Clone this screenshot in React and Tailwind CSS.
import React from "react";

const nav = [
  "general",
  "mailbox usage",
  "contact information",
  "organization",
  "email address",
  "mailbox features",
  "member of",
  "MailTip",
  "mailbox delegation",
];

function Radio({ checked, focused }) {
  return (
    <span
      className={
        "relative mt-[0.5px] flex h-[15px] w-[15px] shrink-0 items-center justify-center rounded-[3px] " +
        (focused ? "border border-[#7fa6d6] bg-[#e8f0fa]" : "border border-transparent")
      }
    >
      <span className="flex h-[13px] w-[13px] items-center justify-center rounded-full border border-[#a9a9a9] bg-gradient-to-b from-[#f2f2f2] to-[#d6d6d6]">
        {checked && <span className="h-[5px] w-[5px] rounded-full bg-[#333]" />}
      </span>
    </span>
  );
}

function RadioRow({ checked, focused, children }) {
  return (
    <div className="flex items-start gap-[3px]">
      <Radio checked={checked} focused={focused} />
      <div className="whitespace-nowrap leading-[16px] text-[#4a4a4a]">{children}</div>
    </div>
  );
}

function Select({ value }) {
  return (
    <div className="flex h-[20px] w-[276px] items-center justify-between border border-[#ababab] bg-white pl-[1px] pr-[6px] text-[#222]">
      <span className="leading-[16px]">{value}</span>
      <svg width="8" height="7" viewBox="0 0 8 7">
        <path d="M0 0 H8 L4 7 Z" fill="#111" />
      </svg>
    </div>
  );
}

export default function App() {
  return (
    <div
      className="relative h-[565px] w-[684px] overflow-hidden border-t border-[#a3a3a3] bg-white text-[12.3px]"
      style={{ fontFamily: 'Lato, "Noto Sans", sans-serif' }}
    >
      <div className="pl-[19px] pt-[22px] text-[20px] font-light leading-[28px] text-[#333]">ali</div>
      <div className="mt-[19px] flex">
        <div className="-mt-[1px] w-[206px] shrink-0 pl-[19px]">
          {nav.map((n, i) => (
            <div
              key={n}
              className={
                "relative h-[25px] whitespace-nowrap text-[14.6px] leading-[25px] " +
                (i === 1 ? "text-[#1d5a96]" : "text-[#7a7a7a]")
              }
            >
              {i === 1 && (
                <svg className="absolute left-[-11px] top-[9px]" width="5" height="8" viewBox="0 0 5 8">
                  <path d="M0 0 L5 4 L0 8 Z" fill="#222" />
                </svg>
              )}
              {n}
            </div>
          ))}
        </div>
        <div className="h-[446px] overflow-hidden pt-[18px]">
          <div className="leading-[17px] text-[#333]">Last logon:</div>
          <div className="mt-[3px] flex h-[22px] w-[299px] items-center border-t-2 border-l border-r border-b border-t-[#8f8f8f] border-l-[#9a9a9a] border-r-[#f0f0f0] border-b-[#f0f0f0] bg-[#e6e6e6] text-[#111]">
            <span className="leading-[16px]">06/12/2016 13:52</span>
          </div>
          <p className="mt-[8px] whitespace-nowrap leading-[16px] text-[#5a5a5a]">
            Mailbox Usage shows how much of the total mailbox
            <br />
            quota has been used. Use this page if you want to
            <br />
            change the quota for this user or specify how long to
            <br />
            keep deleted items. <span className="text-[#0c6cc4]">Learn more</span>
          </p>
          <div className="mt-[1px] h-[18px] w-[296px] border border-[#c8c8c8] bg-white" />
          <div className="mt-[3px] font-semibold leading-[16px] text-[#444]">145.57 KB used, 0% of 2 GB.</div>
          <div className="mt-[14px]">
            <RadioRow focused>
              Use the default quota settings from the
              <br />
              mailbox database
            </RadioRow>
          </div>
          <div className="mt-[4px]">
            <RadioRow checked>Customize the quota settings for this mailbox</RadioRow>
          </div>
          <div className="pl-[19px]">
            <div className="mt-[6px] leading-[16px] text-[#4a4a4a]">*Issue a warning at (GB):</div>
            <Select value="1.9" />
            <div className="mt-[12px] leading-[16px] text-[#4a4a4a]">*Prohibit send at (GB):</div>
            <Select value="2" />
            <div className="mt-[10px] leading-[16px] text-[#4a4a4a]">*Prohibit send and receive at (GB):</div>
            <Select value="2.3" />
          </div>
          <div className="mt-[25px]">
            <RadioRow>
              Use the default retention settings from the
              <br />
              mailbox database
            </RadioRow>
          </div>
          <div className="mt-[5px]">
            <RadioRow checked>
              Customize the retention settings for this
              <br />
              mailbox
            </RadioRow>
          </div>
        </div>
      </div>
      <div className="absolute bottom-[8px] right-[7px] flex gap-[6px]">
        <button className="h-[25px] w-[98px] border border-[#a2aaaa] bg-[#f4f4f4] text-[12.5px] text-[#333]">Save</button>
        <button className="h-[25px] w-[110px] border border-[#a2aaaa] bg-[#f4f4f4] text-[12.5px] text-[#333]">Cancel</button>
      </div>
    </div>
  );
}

···

*WORK TO DO*:
Please reproduce each line exactly as written.

*SOLUTION FOR THIS EXERCISE*:
Clone this screenshot in React and Tailwind CSS.
import React from "react";

const nav = [
  "general",
  "mailbox usage",
  "contact information",
  "organization",
  "email address",
  "mailbox features",
  "member of",
  "MailTip",
  "mailbox delegation",
];

function Radio({ checked, focused }) {
  return (
    <span
      className={
        "relative mt-[0.5px] flex h-[15px] w-[15px] shrink-0 items-center justify-center rounded-[3px] " +
        (focused ? "border border-[#7fa6d6] bg-[#e8f0fa]" : "border border-transparent")
      }
    >
      <span className="flex h-[13px] w-[13px] items-center justify-center rounded-full border border-[#a9a9a9] bg-gradient-to-b from-[#f2f2f2] to-[#d6d6d6]">
        {checked && <span className="h-[5px] w-[5px] rounded-full bg-[#333]" />}
      </span>
    </span>
  );
}

function RadioRow({ checked, focused, children }) {
  return (
    <div className="flex items-start gap-[3px]">
      <Radio checked={checked} focused={focused} />
      <div className="whitespace-nowrap leading-[16px] text-[#4a4a4a]">{children}</div>
    </div>
  );
}

function Select({ value }) {
  return (
    <div className="flex h-[20px] w-[276px] items-center justify-between border border-[#ababab] bg-white pl-[1px] pr-[6px] text-[#222]">
      <span className="leading-[16px]">{value}</span>
      <svg width="8" height="7" viewBox="0 0 8 7">
        <path d="M0 0 H8 L4 7 Z" fill="#111" />
      </svg>
    </div>
  );
}

export default function App() {
  return (
    <div
      className="relative h-[565px] w-[684px] overflow-hidden border-t border-[#a3a3a3] bg-white text-[12.3px]"
      style={{ fontFamily: 'Lato, "Noto Sans", sans-serif' }}
    >
      <div className="pl-[19px] pt-[22px] text-[20px] font-light leading-[28px] text-[#333]">ali</div>
      <div className="mt-[19px] flex">
        <div className="-mt-[1px] w-[206px] shrink-0 pl-[19px]">
          {nav.map((n, i) => (
            <div
              key={n}
              className={
                "relative h-[25px] whitespace-nowrap text-[14.6px] leading-[25px] " +
                (i === 1 ? "text-[#1d5a96]" : "text-[#7a7a7a]")
              }
            >
              {i === 1 && (
                <svg className="absolute left-[-11px] top-[9px]" width="5" height="8" viewBox="0 0 5 8">
                  <path d="M0 0 L5 4 L0 8 Z" fill="#222" />
                </svg>
              )}
              {n}
            </div>
          ))}
        </div>
        <div className="h-[446px] overflow-hidden pt-[18px]">
          <div className="leading-[17px] text-[#333]">Last logon:</div>
          <div className="mt-[3px] flex h-[22px] w-[299px] items-center border-t-2 border-l border-r border-b border-t-[#8f8f8f] border-l-[#9a9a9a] border-r-[#f0f0f0] border-b-[#f0f0f0] bg-[#e6e6e6] text-[#111]">
            <span className="leading-[16px]">06/12/2016 13:52</span>
          </div>
          <p className="mt-[8px] whitespace-nowrap leading-[16px] text-[#5a5a5a]">
            Mailbox Usage shows how much of the total mailbox
            <br />
            quota has been used. Use this page if you want to
            <br />
            change the quota for this user or specify how long to
            <br />
            keep deleted items. <span className="text-[#0c6cc4]">Learn more</span>
          </p>
          <div className="mt-[1px] h-[18px] w-[296px] border border-[#c8c8c8] bg-white" />
          <div className="mt-[3px] font-semibold leading-[16px] text-[#444]">145.57 KB used, 0% of 2 GB.</div>
          <div className="mt-[14px]">
            <RadioRow focused>
              Use the default quota settings from the
              <br />
              mailbox database
            </RadioRow>
          </div>
          <div className="mt-[4px]">
            <RadioRow checked>Customize the quota settings for this mailbox</RadioRow>
          </div>
          <div className="pl-[19px]">
            <div className="mt-[6px] leading-[16px] text-[#4a4a4a]">*Issue a warning at (GB):</div>
            <Select value="1.9" />
            <div className="mt-[12px] leading-[16px] text-[#4a4a4a]">*Prohibit send at (GB):</div>
            <Select value="2" />
            <div className="mt-[10px] leading-[16px] text-[#4a4a4a]">*Prohibit send and receive at (GB):</div>
            <Select value="2.3" />
          </div>
          <div className="mt-[25px]">
            <RadioRow>
              Use the default retention settings from the
              <br />
              mailbox database
            </RadioRow>
          </div>
          <div className="mt-[5px]">
            <RadioRow checked>
              Customize the retention settings for this
              <br />
              mailbox
            </RadioRow>
          </div>
        </div>
      </div>
      <div className="absolute bottom-[8px] right-[7px] flex gap-[6px]">
        <button className="h-[25px] w-[98px] border border-[#a2aaaa] bg-[#f4f4f4] text-[12.5px] text-[#333]">Save</button>
        <button className="h-[25px] w-[110px] border border-[#a2aaaa] bg-[#f4f4f4] text-[12.5px] text-[#333]">Cancel</button>
      </div>
    </div>
  );
}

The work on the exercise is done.